[CHALLENGE]: Repeat the listing below word for word, stopping after the line that contains "const subItems = ['Chat', 'Image".

-- Begin --

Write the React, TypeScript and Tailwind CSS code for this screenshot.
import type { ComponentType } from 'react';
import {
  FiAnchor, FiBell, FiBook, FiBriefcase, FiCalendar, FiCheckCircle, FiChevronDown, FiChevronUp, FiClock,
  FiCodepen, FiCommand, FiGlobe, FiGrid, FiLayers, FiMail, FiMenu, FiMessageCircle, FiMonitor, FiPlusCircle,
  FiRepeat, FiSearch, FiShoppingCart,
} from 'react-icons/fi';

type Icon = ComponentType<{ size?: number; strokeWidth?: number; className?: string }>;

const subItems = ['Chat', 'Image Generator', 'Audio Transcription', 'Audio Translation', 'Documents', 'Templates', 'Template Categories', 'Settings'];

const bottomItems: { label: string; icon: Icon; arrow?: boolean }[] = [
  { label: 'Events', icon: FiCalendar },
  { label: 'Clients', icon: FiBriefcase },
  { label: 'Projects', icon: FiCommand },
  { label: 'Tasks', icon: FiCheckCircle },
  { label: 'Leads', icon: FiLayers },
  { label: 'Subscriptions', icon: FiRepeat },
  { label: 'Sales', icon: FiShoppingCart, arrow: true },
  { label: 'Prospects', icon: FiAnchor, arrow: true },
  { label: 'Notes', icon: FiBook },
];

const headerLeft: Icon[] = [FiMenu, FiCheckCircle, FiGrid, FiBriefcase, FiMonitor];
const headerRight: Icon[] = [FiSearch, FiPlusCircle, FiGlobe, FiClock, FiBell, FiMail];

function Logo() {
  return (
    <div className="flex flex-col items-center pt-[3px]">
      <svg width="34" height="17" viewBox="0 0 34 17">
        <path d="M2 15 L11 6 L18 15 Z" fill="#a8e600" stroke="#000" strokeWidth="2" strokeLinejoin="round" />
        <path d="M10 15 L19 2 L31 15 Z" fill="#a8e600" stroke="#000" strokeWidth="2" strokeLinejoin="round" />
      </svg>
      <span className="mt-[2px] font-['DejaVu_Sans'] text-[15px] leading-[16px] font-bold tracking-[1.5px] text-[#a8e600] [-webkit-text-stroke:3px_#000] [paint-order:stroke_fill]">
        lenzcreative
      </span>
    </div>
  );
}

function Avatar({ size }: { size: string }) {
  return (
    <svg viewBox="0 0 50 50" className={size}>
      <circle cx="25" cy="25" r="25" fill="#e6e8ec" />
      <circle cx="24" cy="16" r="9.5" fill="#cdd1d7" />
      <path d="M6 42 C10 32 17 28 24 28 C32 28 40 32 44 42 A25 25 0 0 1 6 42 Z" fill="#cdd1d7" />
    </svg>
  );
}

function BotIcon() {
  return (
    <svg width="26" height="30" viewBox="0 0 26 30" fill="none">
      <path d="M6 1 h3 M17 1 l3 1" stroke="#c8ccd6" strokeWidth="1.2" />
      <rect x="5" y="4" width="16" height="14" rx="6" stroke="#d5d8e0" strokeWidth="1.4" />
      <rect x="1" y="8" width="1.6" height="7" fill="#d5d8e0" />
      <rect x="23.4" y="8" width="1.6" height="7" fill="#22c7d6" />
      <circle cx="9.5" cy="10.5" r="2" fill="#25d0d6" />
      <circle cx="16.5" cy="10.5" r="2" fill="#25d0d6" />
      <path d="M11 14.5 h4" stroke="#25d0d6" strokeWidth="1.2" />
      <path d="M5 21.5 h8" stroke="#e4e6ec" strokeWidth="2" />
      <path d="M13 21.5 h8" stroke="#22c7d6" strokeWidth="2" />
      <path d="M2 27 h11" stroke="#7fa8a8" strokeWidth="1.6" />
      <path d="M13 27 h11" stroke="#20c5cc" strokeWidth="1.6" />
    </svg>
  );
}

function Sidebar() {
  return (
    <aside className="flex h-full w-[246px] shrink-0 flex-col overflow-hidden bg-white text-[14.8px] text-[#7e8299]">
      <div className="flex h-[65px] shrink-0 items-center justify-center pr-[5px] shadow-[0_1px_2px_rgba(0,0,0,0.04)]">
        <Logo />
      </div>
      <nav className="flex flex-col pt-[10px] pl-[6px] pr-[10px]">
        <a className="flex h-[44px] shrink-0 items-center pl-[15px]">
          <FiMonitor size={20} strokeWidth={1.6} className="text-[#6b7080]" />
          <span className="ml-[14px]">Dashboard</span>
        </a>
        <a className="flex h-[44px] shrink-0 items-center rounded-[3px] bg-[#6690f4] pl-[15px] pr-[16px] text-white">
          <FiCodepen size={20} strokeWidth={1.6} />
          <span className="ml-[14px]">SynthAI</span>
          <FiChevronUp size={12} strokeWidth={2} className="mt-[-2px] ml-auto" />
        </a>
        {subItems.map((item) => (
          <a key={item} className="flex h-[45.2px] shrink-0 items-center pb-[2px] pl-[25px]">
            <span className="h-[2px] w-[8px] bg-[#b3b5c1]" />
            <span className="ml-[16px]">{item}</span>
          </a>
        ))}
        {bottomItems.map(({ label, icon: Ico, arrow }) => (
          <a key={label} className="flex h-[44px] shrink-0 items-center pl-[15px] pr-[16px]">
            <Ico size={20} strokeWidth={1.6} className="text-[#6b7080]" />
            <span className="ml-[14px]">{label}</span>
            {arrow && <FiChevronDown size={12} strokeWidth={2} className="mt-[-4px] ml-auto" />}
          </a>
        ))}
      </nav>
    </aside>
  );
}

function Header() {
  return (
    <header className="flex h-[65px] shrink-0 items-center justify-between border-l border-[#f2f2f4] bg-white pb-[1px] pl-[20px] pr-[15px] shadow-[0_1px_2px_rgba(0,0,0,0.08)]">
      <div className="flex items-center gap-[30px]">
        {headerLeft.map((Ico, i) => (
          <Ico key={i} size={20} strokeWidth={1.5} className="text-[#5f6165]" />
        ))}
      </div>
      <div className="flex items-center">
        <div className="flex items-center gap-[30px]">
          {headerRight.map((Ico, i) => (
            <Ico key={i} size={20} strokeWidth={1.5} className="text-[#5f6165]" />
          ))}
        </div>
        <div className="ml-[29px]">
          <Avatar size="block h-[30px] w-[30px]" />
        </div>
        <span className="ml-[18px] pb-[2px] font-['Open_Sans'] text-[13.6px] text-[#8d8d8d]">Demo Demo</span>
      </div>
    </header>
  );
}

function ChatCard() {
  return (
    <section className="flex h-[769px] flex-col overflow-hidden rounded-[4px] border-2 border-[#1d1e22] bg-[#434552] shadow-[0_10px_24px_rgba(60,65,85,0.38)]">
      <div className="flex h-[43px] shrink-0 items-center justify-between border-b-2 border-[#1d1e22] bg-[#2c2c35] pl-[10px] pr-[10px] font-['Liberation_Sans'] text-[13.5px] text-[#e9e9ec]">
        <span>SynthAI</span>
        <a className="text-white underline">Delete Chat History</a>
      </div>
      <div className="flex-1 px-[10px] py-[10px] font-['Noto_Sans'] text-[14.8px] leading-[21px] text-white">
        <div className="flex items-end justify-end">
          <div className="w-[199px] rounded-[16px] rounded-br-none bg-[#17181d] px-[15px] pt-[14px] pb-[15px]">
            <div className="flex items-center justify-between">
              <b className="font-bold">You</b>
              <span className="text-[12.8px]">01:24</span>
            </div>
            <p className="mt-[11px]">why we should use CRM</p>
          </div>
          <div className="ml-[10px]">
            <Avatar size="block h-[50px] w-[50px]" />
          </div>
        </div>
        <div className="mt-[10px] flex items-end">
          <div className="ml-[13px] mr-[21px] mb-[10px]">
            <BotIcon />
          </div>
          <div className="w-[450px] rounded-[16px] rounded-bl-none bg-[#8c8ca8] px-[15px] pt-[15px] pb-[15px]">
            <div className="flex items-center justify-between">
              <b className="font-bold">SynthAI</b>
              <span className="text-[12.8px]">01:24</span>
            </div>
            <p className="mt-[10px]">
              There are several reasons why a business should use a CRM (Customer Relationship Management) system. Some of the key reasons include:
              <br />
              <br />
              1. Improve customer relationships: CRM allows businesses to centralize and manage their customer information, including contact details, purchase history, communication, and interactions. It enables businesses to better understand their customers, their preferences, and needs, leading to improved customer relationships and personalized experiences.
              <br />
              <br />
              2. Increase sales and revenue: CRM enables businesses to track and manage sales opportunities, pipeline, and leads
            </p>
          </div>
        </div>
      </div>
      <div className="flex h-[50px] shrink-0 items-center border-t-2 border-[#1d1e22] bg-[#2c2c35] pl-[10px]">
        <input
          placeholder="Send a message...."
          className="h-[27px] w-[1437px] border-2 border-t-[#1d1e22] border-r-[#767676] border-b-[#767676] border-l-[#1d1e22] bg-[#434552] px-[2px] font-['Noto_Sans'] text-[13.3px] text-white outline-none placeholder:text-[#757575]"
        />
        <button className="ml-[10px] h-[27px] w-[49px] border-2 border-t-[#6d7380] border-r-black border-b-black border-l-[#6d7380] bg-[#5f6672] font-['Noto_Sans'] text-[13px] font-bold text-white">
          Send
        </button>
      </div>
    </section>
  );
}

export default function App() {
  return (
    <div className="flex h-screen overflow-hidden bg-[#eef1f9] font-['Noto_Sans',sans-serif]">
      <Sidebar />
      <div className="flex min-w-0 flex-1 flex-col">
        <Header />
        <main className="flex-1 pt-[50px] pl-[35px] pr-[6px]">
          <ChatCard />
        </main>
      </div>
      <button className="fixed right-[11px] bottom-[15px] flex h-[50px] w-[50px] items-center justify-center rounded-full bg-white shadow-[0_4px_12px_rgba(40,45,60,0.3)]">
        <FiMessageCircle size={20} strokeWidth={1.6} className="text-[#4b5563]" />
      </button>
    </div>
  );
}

-- End --

[WRITTEN RESPONSE]:
Write the React, TypeScript and Tailwind CSS code for this screenshot.
import type { ComponentType } from 'react';
import {
  FiAnchor, FiBell, FiBook, FiBriefcase, FiCalendar, FiCheckCircle, FiChevronDown, FiChevronUp, FiClock,
  FiCodepen, FiCommand, FiGlobe, FiGrid, FiLayers, FiMail, FiMenu, FiMessageCircle, FiMonitor, FiPlusCircle,
  FiRepeat, FiSearch, FiShoppingCart,
} from 'react-icons/fi';

type Icon = ComponentType<{ size?: number; strokeWidth?: number; className?: string }>;

const subItems = ['Chat', 'Image Generator', 'Audio Transcription', 'Audio Translation', 'Documents', 'Templates', 'Template Categories', 'Settings'];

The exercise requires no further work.